Bonner County Daily Bee | UPDATED 6 years, 8 months AGO
| May 20, 2018 1:00 AM

By DAVE GUNTER

Feature correspondent

SANDPOINT – Hark back to this time of year in 2008, and the global picture looked pretty bleak. Come to think of it, the local snapshot was starting to look a little shaky, as well.

The world was rolling into recession and small towns like Sandpoint were being dragged to that unfortunate party, like it or not.

Here at home, though, something miraculous was happening. A small group of energized people lit a spark that carried our town forward and, some would say, created the future we are living today.

That was the year the Sandpoint Transition Initiative was launched – or “unleashed” to use the organization’s own terminology – and Sandpoint has never been the same.

“The active word is initiative,” said Karen Lanphear, who co-founded STI with Richard Kuhnel after he attended training in England and hosted a group of interested friends to share what he had learned. “That’s what sparked all the things that happened in our community.”

STI landed with such a splash that it would be easy to think it was an event, as opposed to a movement. When Sandpoint was designated the second Transition Town in the U.S. in June of 2008, national media pounced, with feature stories in the New York Times, on National Public Radio and as part of a documentary done by a Dutch film company. Instead of yet another story touting the “best small town” or tourism angles, this coverage focused on how just plain folks were about to take the future into their own hands.

By that fall, the group was moving ahead at a rapid pace. A beehive of activity behind the scenes was finally introduced to the public in what was called the Great Unleashing at the Panida Theater. More than 500 people packed the auditorium, with dozens more turned away for lack of space.

What they heard there was a foundational message about how to relocalize the town as a way to “create a sustainable, viable community,” Lanphear noted.

“It was a social permaculture project,” she said.

Literally the day after the unleashing, STI was on the move as close to 120 people showed up to volunteer their talents and ideas to the cause. In essence, they were asked two questions: What’s your passion? Ready to put it to work?

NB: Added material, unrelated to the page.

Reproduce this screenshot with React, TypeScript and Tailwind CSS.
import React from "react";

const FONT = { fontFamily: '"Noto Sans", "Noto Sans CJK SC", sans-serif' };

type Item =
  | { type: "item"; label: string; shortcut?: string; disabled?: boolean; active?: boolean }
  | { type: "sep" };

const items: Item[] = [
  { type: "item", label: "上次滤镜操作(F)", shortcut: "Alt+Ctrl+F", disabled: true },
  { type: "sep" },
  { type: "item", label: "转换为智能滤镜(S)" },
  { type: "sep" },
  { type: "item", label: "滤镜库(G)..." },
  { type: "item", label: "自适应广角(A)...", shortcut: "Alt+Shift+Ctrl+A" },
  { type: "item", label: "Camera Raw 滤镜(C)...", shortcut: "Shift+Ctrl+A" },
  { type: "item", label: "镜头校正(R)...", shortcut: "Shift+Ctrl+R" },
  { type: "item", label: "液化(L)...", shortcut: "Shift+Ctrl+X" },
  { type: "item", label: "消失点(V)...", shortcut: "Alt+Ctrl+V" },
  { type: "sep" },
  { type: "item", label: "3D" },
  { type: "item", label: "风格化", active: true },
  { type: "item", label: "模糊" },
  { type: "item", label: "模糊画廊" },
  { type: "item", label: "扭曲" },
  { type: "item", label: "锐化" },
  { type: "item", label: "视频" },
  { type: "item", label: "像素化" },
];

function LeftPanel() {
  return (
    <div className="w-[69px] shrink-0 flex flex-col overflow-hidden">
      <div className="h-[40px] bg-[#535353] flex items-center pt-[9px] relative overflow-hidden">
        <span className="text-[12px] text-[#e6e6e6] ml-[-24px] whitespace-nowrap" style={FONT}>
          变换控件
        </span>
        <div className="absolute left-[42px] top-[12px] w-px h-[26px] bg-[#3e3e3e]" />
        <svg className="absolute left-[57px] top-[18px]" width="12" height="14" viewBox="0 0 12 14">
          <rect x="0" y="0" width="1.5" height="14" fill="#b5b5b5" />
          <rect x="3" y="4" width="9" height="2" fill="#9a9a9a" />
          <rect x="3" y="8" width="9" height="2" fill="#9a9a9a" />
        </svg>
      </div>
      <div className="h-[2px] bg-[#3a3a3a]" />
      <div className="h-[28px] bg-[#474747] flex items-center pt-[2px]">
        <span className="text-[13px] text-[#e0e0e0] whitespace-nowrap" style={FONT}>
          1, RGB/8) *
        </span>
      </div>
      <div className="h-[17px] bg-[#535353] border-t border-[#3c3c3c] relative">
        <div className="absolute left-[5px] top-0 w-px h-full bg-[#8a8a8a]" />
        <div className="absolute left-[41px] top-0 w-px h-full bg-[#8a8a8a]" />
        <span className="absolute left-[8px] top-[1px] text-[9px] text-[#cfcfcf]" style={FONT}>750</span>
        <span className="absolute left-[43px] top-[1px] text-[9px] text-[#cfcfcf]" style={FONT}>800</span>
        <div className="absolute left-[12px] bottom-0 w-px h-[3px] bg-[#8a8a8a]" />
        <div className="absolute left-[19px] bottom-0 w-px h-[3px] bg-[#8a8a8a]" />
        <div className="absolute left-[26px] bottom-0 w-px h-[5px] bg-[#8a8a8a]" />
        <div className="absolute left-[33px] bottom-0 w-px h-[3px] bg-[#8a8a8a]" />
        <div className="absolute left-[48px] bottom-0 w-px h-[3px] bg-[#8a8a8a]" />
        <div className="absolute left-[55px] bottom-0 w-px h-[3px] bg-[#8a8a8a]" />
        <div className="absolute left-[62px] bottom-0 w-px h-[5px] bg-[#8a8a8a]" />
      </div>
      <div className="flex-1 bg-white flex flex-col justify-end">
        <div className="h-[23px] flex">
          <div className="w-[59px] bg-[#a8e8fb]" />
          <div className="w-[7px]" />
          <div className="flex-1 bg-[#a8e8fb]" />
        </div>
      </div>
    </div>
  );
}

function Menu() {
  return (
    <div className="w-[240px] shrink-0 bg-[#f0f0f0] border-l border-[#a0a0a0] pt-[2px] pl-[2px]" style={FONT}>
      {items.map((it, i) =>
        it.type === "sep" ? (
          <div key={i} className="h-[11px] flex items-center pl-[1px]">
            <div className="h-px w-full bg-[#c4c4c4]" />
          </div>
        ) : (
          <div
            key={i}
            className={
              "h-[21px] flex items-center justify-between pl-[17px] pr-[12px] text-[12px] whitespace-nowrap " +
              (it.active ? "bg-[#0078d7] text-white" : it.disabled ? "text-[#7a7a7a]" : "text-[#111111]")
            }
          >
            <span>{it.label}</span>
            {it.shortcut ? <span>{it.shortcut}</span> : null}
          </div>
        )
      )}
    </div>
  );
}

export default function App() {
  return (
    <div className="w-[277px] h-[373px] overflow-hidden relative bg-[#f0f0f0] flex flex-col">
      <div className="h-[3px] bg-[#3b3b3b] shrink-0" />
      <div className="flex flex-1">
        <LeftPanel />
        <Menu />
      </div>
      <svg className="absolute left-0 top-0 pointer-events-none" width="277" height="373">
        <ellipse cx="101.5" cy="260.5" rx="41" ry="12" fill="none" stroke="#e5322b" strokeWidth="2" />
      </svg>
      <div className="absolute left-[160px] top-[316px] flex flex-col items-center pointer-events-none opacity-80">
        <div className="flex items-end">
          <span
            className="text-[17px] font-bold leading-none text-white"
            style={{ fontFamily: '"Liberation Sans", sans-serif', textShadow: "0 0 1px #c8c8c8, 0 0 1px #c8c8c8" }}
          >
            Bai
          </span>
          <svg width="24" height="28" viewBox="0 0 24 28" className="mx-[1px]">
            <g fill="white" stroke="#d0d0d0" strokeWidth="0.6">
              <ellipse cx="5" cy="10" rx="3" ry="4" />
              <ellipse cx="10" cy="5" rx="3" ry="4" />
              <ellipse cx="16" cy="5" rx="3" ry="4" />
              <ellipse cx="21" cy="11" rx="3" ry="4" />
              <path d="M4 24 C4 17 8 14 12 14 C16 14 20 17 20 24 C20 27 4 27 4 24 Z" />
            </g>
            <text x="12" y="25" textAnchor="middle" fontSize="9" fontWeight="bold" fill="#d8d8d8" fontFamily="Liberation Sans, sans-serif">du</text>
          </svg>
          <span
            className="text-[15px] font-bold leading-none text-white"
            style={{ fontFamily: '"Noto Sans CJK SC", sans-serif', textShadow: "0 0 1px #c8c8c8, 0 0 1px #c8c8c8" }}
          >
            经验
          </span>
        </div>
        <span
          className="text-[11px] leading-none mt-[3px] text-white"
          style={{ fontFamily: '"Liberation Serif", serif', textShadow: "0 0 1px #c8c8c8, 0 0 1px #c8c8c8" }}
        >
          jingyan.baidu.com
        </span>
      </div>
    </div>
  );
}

A total of 11 working groups came together to tackle subjects as diverse as food production, the local economy, education, art, energy and sustainable construction and design.

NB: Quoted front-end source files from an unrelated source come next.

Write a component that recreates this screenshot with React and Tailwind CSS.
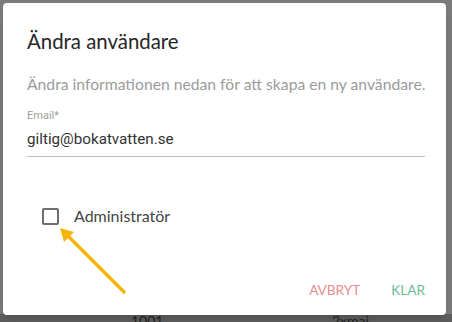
import React from 'react'

function Arrow() {
  return (
    <svg className="absolute left-0 top-0 pointer-events-none" width="452" height="322" viewBox="0 0 452 322">
      <line x1="124" y1="292" x2="68" y2="236" stroke="#f7b50c" strokeWidth="3.5" strokeLinecap="round" />
      <polygon points="60,228 74,232 64,242" fill="#f7b50c" />
    </svg>
  )
}

export default function App() {
  return (
    <div className="relative w-[452px] h-[322px] overflow-hidden bg-[#7b7b7b]" style={{ fontFamily: 'Lato, "Open Sans", sans-serif' }}>
      <div className="absolute left-0 right-0 top-[314px] bottom-0 bg-[#5e5e5e]" />
      <span className="absolute left-[131px] top-[312px] text-[14px] leading-[18px] text-[#222]">1001</span>
      <span className="absolute left-[332px] top-[312px] text-[14px] leading-[18px] text-[#222]">2xmai</span>

      <div className="relative ml-[3px] mt-[3px] w-[443px] h-[312px] bg-white rounded-[4px] shadow-lg flex flex-col">
        <h2 className="pl-6 pt-[24px] text-[20.4px] leading-[28px] text-[#262626]">Ändra användare</h2>
        <p className="pl-6 mt-[18px] text-[15.7px] leading-[22px] text-[#9b9b9b]">
          Ändra informationen nedan för att skapa en ny användare.
        </p>
        <div className="ml-6 mr-[21px] mt-[14px] border-b border-[#bdbdbd]" style={{ fontFamily: 'Roboto, sans-serif' }}>
          <div className="text-[11px] leading-[14px] text-[#9e9e9e]">Email*</div>
          <div className="mt-[6px] pb-[7px] text-[15.2px] leading-[20px] text-[#333]">giltig@bokatvatten.se</div>
        </div>
        <div className="flex items-center ml-[39px] mt-[48px]">
          <span className="w-[17px] h-[17px] border-2 border-[#6d6d6d] rounded-[2px]" />
          <span className="ml-[15px] text-[16px] leading-[22px] text-[#444]">Administratör</span>
        </div>
        <div className="flex justify-end items-center gap-[31px] mt-auto mb-[15px] pr-[21px] text-[13.6px] leading-[20px]">
          <span className="text-[#e88b91]">AVBRYT</span>
          <span className="text-[#69bd93]">KLAR</span>
        </div>
      </div>
      <Arrow />
    </div>
  )
}
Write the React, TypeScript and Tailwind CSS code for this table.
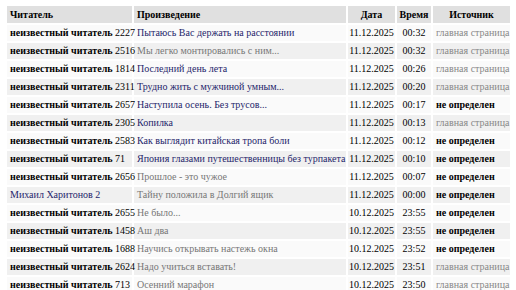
import React from 'react';

type Row = {
  reader: string;
  anon: boolean;
  title: string;
  link: boolean;
  date: string;
  time: string;
  main: boolean;
};

const rows: Row[] = [
  { reader: '2227', anon: true, title: 'Пытаюсь Вас держать на расстоянии', link: true, date: '11.12.2025', time: '00:32', main: true },
  { reader: '2516', anon: true, title: 'Мы легко монтировались с ним...', link: false, date: '11.12.2025', time: '00:32', main: true },
  { reader: '1814', anon: true, title: 'Последний день лета', link: true, date: '11.12.2025', time: '00:26', main: true },
  { reader: '2311', anon: true, title: 'Трудно жить с мужчиной умным...', link: true, date: '11.12.2025', time: '00:20', main: true },
  { reader: '2657', anon: true, title: 'Наступила осень. Без трусов...', link: true, date: '11.12.2025', time: '00:17', main: false },
  { reader: '2305', anon: true, title: 'Копилка', link: true, date: '11.12.2025', time: '00:13', main: true },
  { reader: '2583', anon: true, title: 'Как выглядит китайская тропа боли', link: true, date: '11.12.2025', time: '00:12', main: false },
  { reader: '71', anon: true, title: 'Япония глазами путешественницы без турпакета', link: true, date: '11.12.2025', time: '00:10', main: false },
  { reader: '2656', anon: true, title: 'Прошлое - это чужое', link: false, date: '11.12.2025', time: '00:07', main: false },
  { reader: 'Михаил Харитонов 2', anon: false, title: 'Тайну положила в Долгий ящик', link: false, date: '11.12.2025', time: '00:00', main: false },
  { reader: '2655', anon: true, title: 'Не было...', link: false, date: '10.12.2025', time: '23:55', main: false },
  { reader: '1458', anon: true, title: 'Аш два', link: false, date: '10.12.2025', time: '23:55', main: false },
  { reader: '1688', anon: true, title: 'Научись открывать настежь окна', link: false, date: '10.12.2025', time: '23:52', main: false },
  { reader: '2624', anon: true, title: 'Надо учиться вставать!', link: false, date: '10.12.2025', time: '23:51', main: true },
  { reader: '713', anon: true, title: 'Осенний марафон', link: false, date: '10.12.2025', time: '23:50', main: true },
];

const cell = 'h-[16px] whitespace-nowrap p-0 font-["Liberation_Serif","Times_New_Roman","DejaVu_Serif",serif]';
const head = 'h-[17px] whitespace-nowrap p-0 font-bold font-["Liberation_Serif","Times_New_Roman","DejaVu_Serif",serif]';

export default function App() {
  return (
    <div className="min-h-screen bg-white pl-[5px] pt-[4px]">
      <table className="w-[507px] table-fixed border-separate border-spacing-[2px] text-[10px] leading-[12px] text-black">
        <colgroup>
          <col className="w-[125px]" />
          <col className="w-[212px]" />
          <col className="w-[47px]" />
          <col className="w-[34px]" />
          <col className="w-[77px]" />
        </colgroup>
        <thead>
          <tr className="bg-[#e0e0e0]">
            <th className={`${head} pl-[3px] text-left`}>Читатель</th>
            <th className={`${head} pl-[3px] text-left`}>Произведение</th>
            <th className={`${head} text-center`}>Дата</th>
            <th className={`${head} text-center`}>Время</th>
            <th className={`${head} text-center`}>Источник</th>
          </tr>
        </thead>
        <tbody>
          {rows.map((r, i) => (
            <tr key={i} className={i % 2 === 0 ? 'bg-[#fafafa]' : 'bg-[#f0f0f0]'}>
              <td className={`${cell} pl-[3px]`}>
                {r.anon ? (
                  <>
                    <b>неизвестный читатель</b> {r.reader}
                  </>
                ) : (
                  <span className="text-[#1f1f6b]">{r.reader}</span>
                )}
              </td>
              <td className={`${cell} pl-[3px] ${r.link ? 'text-[#1f1f6b]' : 'text-[#777]'}`}>{r.title}</td>
              <td className={`${cell} text-center`}>{r.date}</td>
              <td className={`${cell} text-center`}>{r.time}</td>
              <td className={`${cell} pl-[3px] ${r.main ? 'text-[#888]' : 'font-bold'}`}>
                {r.main ? 'главная страница' : 'не определен'}
              </td>
            </tr>
          ))}
        </tbody>
      </table>
    </div>
  );
}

“When we first started, everything was electric,” said the co-founder.

One of the first projects out of the blocks came from the food group, which partnered with the City of Sandpoint to locate and develop a community garden space. What they ended up with was a rectangular plot of land near Dub’s Drive-in and adjacent to an existing baseball field.

Just as with other changes the town has seen, this early effort was a big first step toward what Sandpoint would look like a decade later. The Community Garden started out with about 20 raised beds. Going into this growing season, it boasts 70 of them. But that garden is not the biggest part of the story, according to Michele Murphree, a gardening expert who works with local students to design and build vegetable gardens at their schools.

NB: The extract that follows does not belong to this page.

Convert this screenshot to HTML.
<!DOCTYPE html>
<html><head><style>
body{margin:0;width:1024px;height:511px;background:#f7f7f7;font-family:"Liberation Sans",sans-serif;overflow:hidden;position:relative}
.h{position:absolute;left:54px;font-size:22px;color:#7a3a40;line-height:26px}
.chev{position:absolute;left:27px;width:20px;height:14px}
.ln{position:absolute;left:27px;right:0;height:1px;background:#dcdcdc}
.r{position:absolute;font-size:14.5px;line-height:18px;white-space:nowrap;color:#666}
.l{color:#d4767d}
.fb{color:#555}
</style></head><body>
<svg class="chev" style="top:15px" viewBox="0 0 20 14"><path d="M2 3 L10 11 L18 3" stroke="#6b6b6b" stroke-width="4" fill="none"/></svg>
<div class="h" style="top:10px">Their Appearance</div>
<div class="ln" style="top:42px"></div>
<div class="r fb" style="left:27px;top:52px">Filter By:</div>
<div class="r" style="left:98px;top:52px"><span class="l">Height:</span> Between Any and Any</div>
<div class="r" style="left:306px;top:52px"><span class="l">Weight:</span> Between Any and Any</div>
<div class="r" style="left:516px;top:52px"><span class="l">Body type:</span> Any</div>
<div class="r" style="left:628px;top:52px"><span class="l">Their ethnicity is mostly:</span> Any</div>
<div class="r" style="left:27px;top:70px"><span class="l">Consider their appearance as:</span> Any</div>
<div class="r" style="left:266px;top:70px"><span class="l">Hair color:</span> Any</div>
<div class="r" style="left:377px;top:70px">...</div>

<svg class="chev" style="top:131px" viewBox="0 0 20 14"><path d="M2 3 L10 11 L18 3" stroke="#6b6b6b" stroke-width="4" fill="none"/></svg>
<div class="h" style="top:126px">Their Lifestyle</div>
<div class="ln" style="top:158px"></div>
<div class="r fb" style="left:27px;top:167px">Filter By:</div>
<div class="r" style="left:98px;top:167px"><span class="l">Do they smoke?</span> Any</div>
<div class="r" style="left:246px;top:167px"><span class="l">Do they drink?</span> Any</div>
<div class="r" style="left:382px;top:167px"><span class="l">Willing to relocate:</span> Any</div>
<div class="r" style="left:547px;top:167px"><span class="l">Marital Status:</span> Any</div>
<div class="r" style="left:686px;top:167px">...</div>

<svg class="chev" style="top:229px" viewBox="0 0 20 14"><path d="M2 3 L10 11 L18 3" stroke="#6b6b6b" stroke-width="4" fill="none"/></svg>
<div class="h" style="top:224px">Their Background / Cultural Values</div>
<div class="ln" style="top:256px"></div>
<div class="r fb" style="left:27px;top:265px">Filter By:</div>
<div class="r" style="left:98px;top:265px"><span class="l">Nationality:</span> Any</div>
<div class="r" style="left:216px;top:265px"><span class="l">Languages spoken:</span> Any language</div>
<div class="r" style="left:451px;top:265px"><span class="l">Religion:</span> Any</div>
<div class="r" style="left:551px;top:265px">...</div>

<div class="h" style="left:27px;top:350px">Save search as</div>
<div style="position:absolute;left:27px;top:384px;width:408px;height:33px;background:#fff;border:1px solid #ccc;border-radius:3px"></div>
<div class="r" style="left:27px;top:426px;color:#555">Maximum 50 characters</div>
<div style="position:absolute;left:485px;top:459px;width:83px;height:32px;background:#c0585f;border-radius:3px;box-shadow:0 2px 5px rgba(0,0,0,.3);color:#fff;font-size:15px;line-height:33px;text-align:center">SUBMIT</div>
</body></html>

“STI was the impetus for every elementary school in our district getting a school garden,” she said, adding that similar projects have cropped up at the Forrest M. Bird Charter Schools, Sandpoint Early Head Start and the Bonner Community Food Bank. “And we’ll be putting in another large community garden at the library this summer.

“The more fresh produce we can grow, the better,” she went on. “Now there’s an awareness of the need in our community for food and students have had a hand in that as older kids help the younger ones in the garden.”

One of the working groups formed in that first year was aptly named the “wasteless committee,” which Lanphear said was a catalyst for at least two watershed programs in the city.

“In the first year, they turned The Festival at Sandpoint green, so that everything that could be composted was composted,” she pointed out, highlighting a successful effort that continues today.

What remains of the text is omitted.